12月25日の日経新聞の報道によると、25年度時点でもし金利が想定より1%上がると元利払いにかかる国債費は3兆7000億円上振れし、2%の上昇なら上振れは7兆5000億円になると財務省が推計した。
これでは、支払金利上昇で予算編成はアップアップだ。ちなみに予算の膨張を国債の増発に頼れば、国債需給の悪化で長期金利はさらに上昇していこう。
同記事によると、1%を超える程度の緩やかな金利上昇でも、条件によっては、日本国債の格下げの可能性も出てくるとのこと。国債格付けが主要7カ国(G7)で最低のイタリアは、累積債務の対GDP比が147%なのに対し、日本のそれは264%なのだから格下げの可能性は十分にあると私は思う。
S&Pの格付けでシングルAプラスの日本が、トリプルBのイタリア以下になれば邦銀のドル調達が厳しくなる。日経新聞いわく「大手邦銀は外貨調達の2割程度を国際的な銀行間ルートに頼っているが、この調達手段が締め上げられることになる」。
銀行の調達難が海外の日本企業に多大な影響を与えるのは想像に難くない。
ハイパーインフレのリスクが高まっている
ところで日経新聞が報じたように、日本が格下げを免れることができたのは、日銀が金利をゼロ水準に抑え込んできたためだ。

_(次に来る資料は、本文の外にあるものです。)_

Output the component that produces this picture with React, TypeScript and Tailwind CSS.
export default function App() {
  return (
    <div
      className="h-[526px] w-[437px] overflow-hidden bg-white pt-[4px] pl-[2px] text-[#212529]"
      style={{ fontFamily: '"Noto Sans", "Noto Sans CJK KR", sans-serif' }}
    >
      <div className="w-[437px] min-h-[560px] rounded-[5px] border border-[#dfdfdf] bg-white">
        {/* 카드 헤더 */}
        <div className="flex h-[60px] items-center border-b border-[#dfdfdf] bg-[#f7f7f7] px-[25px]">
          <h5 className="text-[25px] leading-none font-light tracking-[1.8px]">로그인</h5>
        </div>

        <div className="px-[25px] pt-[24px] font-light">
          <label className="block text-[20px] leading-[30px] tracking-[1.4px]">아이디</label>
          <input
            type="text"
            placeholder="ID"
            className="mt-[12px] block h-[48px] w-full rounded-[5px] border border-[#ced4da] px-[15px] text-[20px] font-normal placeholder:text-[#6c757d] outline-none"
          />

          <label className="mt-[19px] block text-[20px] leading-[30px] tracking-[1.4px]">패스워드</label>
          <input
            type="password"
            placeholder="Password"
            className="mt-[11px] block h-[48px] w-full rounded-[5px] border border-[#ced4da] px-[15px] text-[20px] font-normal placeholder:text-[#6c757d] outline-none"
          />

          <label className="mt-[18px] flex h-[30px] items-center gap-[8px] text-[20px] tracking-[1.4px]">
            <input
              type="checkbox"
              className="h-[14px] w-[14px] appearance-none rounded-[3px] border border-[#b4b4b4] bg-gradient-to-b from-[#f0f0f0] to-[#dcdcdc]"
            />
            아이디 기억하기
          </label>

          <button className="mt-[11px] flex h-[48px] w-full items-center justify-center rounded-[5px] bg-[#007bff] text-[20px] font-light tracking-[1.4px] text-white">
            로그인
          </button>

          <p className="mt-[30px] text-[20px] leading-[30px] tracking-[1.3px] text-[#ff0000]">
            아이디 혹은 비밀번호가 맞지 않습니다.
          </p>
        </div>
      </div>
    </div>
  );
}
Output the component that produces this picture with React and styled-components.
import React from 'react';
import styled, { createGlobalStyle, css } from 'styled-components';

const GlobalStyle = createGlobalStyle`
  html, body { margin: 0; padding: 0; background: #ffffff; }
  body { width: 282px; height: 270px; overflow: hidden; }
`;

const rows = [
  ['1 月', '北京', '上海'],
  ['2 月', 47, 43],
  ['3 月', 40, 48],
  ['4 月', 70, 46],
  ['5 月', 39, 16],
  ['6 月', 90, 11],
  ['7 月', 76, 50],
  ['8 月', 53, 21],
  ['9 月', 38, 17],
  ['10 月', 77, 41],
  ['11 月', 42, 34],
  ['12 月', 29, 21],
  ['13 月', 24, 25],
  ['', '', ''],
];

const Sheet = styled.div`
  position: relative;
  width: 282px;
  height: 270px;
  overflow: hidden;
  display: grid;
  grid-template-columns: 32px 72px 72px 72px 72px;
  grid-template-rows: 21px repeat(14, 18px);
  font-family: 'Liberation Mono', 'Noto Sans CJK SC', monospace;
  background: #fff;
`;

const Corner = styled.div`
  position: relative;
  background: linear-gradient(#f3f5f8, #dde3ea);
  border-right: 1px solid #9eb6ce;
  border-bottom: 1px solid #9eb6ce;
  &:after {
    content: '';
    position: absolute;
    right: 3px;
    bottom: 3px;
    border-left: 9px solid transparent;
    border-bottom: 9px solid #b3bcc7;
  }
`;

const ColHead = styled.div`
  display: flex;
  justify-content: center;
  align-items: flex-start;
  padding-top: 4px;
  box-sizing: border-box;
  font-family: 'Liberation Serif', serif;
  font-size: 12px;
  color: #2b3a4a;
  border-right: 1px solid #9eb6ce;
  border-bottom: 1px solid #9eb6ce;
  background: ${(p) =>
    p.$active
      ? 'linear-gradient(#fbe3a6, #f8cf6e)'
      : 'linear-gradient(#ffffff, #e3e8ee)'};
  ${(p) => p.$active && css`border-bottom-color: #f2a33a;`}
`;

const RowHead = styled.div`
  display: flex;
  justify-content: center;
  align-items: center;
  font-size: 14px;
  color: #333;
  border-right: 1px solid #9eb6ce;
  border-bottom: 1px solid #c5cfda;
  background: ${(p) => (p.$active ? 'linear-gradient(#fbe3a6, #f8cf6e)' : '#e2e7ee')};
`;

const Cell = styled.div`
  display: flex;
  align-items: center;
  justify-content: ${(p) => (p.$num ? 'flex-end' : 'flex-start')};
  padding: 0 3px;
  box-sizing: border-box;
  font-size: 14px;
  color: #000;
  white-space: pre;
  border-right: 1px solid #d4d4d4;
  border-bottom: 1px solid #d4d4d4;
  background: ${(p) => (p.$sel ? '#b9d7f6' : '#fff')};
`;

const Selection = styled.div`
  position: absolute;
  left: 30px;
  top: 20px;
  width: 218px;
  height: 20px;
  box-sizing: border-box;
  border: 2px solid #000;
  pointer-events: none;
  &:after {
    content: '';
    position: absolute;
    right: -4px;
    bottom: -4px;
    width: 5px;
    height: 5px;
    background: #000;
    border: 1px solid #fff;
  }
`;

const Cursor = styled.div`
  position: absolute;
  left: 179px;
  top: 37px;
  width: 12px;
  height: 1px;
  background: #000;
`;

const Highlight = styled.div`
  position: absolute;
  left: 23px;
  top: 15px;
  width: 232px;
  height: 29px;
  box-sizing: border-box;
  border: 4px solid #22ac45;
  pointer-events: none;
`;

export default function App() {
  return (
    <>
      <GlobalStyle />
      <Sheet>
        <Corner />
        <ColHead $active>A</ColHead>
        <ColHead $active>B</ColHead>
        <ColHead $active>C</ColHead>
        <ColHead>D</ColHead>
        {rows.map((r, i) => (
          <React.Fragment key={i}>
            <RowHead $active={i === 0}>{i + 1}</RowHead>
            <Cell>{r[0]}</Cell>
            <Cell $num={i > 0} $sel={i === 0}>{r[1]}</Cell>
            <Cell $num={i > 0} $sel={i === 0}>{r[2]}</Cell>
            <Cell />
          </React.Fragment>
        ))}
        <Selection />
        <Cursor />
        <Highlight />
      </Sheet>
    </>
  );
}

注意が必要なのは、格付けはあくまでも「国の倒産確率」である点だ。だから日経新聞の言うように、日銀が財政ファイナンス(=政府の歳出を紙幣を刷ることによって賄う)を続けている以上、財政破綻のリスクはかなり低くなるはずだ。自国通貨であれば、必要であれば、いくらでも紙幣を刷れるからだ。
それにもかかわらず、トリプルBへの転落を気にしなくてはならないところが、大問題である。
日銀が財政ファイナンスを続けている以上、財政破綻の確率は低い。しかし財政ファイナンスは「ハイパーインフレを引き起こす」から禁じ手中の禁じ手と言われていた手段だ。財政ファイナンスを継続していれば、財政破綻の確率は減って格下げは起こらなくても、ハイパーインフレのリスクは高まる。
デフレ/インフレはモノやサービスの需給で決まるが、ハイパーインフレは中央銀行の信用失墜で起こるからだ。
なお「他の主要国はコロナ禍や物価高対策で傷んだ財政の立て直しに動いている。日本はコロナ禍の前から大規模緩和の下で野放図な財政運営を続けてきた。日銀の緩和修正はその限界が近いことを突きつけている」との12月24日の日経新聞記事「日本の財政、金融緩和の恩恵に幕 金利上昇が迫る規律」はまさにその通りだと私は思う。
コントロールを失った日銀が信用不安を引き起こす
長期金利のさらなる上昇は日銀自身にとって大問題となる。日銀に巨大債務超過が発生してしまうのだ。